Our families were actually very considerate - they took the trouble to visit the SCBU and pretty much stayed away for the first week after we got home to give us time to settle down. None of the people who visited us in the first few days have been to our home since. Perhaps they find my DD less interesting now that she is a happy thriving baby, or maybe they thought I was rude to them in my exhausted state. I certainly felt very little interest in their happier birth stories, which they seemed determined to inflict on me.

ruthosaurus · 29/04/2009 09:54

I'm realising how lucky I was - my episiotomy stitches got infected and my mum turned up to look after the three of us with - and I kid you not - not soup, but a whole pumpkin which she then proceeded to roast and turn into soup. My dad turned up the weekend after with multiple tins of biscuits and my sister, who had made it over from France but was having trouble getting across England to see us, and she turned up with a bottle of Veuve Cliquot. Then my auntie and cousins came in and we had an impromptu "welcome to the world" party. I was so swimmy on codeine I didn't have any of the champagne but it was ace and I treasure the photos.

The only inconsiderate people were my in-laws who, bless them, came through the door and said "put the kettle on, then" and then sat on the only seat I could get comfy on so I had to turf them off it.

I loved having everyone come to the hospital, I was desperate to show my DS off! Plus, he spent the whole of the first day of his life asleep so didn't really notice anyone.

BirdyBedtime · 29/04/2009 10:02

I wish I'd had the courage to have at least a few days without visitors. For both dcs mum and dad (who live far away) came to visit the day after I got home and although they were staying in a hotel were in the house for the whole day.
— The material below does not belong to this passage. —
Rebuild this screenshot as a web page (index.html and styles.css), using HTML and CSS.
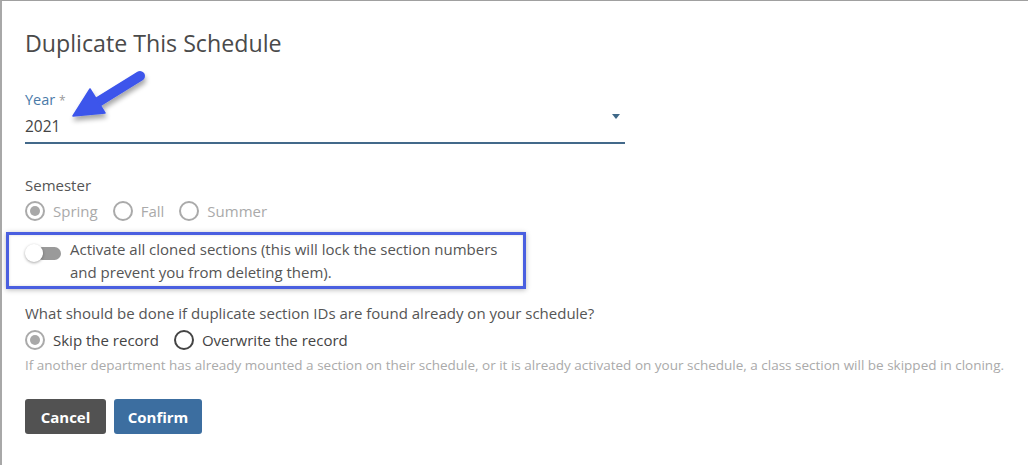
FILE: index.html
```html
<!DOCTYPE html>
<html lang="en">
<head>
<meta charset="utf-8">
<title>Duplicate This Schedule</title>
<link rel="stylesheet" href="styles.css">
</head>
<body>
<div class="modal">
  <h1 class="title">Duplicate This Schedule</h1>

  <div class="field">
    <div class="field-label">Year <span class="req">*</span></div>
    <div class="select">
      <span class="select-value">2021</span>
      <span class="caret"></span>
    </div>
  </div>

  <div class="group">
    <div class="group-label">Semester</div>
    <div class="radios disabled">
      <label class="radio checked"><span class="dot"></span>Spring</label>
      <label class="radio"><span class="dot"></span>Fall</label>
      <label class="radio"><span class="dot"></span>Summer</label>
    </div>
  </div>

  <div class="highlight">
    <span class="toggle"><span class="knob"></span></span>
    <p class="toggle-text">Activate all cloned sections (this will lock the section numbers<br>and prevent you from deleting them).</p>
  </div>

  <div class="group group-dup">
    <div class="group-label">What should be done if duplicate section IDs are found already on your schedule?</div>
    <div class="radios">
      <label class="radio checked muted"><span class="dot"></span>Skip the record</label>
      <label class="radio"><span class="dot"></span>Overwrite the record</label>
    </div>
    <p class="help">If another department has already mounted a section on their schedule, or it is already activated on your schedule, a class section will be skipped in cloning.</p>
  </div>

  <div class="actions">
    <button class="btn btn-cancel">Cancel</button>
    <button class="btn btn-confirm">Confirm</button>
  </div>

  <svg class="annotation-arrow" width="100" height="75" viewBox="0 0 100 75">
    <defs>
      <filter id="sh" x="-30%" y="-30%" width="160%" height="160%">
        <feGaussianBlur in="SourceAlpha" stdDeviation="2.5"/>
        <feOffset dx="1" dy="4" result="b"/>
        <feComponentTransfer><feFuncA type="linear" slope="0.35"/></feComponentTransfer>
        <feMerge><feMergeNode/><feMergeNode in="SourceGraphic"/></feMerge>
      </filter>
    </defs>
    <g filter="url(#sh)" fill="#3c55eb" stroke="#3c55eb">
      <line x1="78" y1="16" x2="36" y2="42" stroke-width="10" stroke-linecap="round"/>
      <polygon points="11,56 28,29 43,53" stroke-width="1.5" stroke-linejoin="round"/>
    </g>
  </svg>
</div>
</body>
</html>
```

FILE: styles.css
```css
* { box-sizing: border-box; }

html, body {
  margin: 0;
  padding: 0;
  background: #ffffff;
}

body {
  font-family: "Open Sans", Lato, Arial, sans-serif;
  color: #505050;
}

.modal {
  position: relative;
  min-height: 465px;
  border-top: 1px solid #a0a0a0;
  border-left: 2px solid #a8a8a8;
  padding: 0 0 0 23px;
  overflow: hidden;
}

.title {
  margin: 27px 0 0;
  font-size: 23.2px;
  line-height: 30px;
  font-weight: 400;
  color: #4a4a4a;
}

.field {
  margin-top: 33px;
  width: 600px;
}

.field-label {
  font-size: 14.5px;
  line-height: 18px;
  color: #4a7aa8;
}

.req { color: #999; font-size: 12px; }

.select {
  display: flex;
  align-items: center;
  justify-content: space-between;
  height: 34px;
  border-bottom: 2px solid #43698a;
  padding-right: 5px;
}

.select-value {
  font-size: 15.5px;
  color: #444;
}

.caret {
  width: 0;
  height: 0;
  border-left: 4.5px solid transparent;
  border-right: 4.5px solid transparent;
  border-top: 5px solid #3f6888;
  margin-top: -20px;
}

.group { margin-top: 31px; }

.group-label {
  font-size: 15px;
  line-height: 20px;
  color: #555;
}

.radios {
  display: flex;
  gap: 15px;
  margin-top: 5px;
  height: 22px;
  align-items: center;
}

.radio {
  display: flex;
  align-items: center;
  gap: 8px;
  font-size: 15px;
  color: #444;
}

.dot {
  width: 20px;
  height: 20px;
  border-radius: 50%;
  border: 2px solid #444;
  display: inline-flex;
  align-items: center;
  justify-content: center;
}

.radio.checked .dot::after {
  content: "";
  width: 10px;
  height: 10px;
  border-radius: 50%;
  background: #a8a8a8;
}

.radios.disabled .radio { color: #aaa; }
.radios.disabled .dot { border-color: #aaa; }

.radio.muted .dot { border-color: #aaa; }
.radio.muted { color: #444; }

.highlight {
  margin: 10px 0 0 -19px;
  width: 520px;
  height: 57px;
  border: 3px solid #4a5fe0;
  box-shadow: 0 1px 5px rgba(0, 0, 0, 0.28), inset 0 0 3px rgba(0, 0, 0, 0.15);
  display: flex;
  align-items: flex-start;
  padding: 3px 0 0 16px;
}

.toggle {
  position: relative;
  flex: none;
  width: 36px;
  height: 18px;
  margin-top: 6px;
  display: flex;
  align-items: center;
}

.toggle::before {
  content: "";
  display: block;
  margin-left: 11px;
  width: 25px;
  height: 13px;
  border-radius: 7px;
  background: #9a9a9a;
}

.knob {
  position: absolute;
  left: 0;
  top: 0;
  width: 18px;
  height: 18px;
  border-radius: 50%;
  background: #fff;
  box-shadow: 0 1px 3px rgba(0, 0, 0, 0.35);
}

.toggle-text {
  margin: 0 0 0 9px;
  font-size: 15px;
  line-height: 23px;
  color: #555;
}

.group-dup { margin-top: 14px; }

.group-dup .radios { margin-top: 6px; }

.help {
  margin: 5px 0 0;
  font-size: 13.5px;
  line-height: 18px;
  color: #aaa;
  white-space: nowrap;
}

.actions {
  display: flex;
  gap: 8px;
  margin-top: 25px;
}

.btn {
  height: 35px;
  border: none;
  border-radius: 3px;
  color: #fff;
  font-family: inherit;
  font-size: 15px;
  font-weight: 700;
  padding: 0;
}

.btn-cancel { background: #525252; width: 81px; }
.btn-confirm { background: #3c6ea0; width: 88px; }

.annotation-arrow {
  position: absolute;
  left: 60px;
  top: 59px;
}
```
They are not really of the helpful variety, rather my dad expects to be made cups of tea etc and entertained, so I found it an additional stress when trying to bf, get settled at home etc. Saying that, my sister stayed with us for a few days after the birth of dc2 and was a great help - I think it really depends on who is coming and why, but it would have been very difficult for me to 'ban' my parents without hurting their feelings so I guess it's one of those things you just have to try to make the best decision about.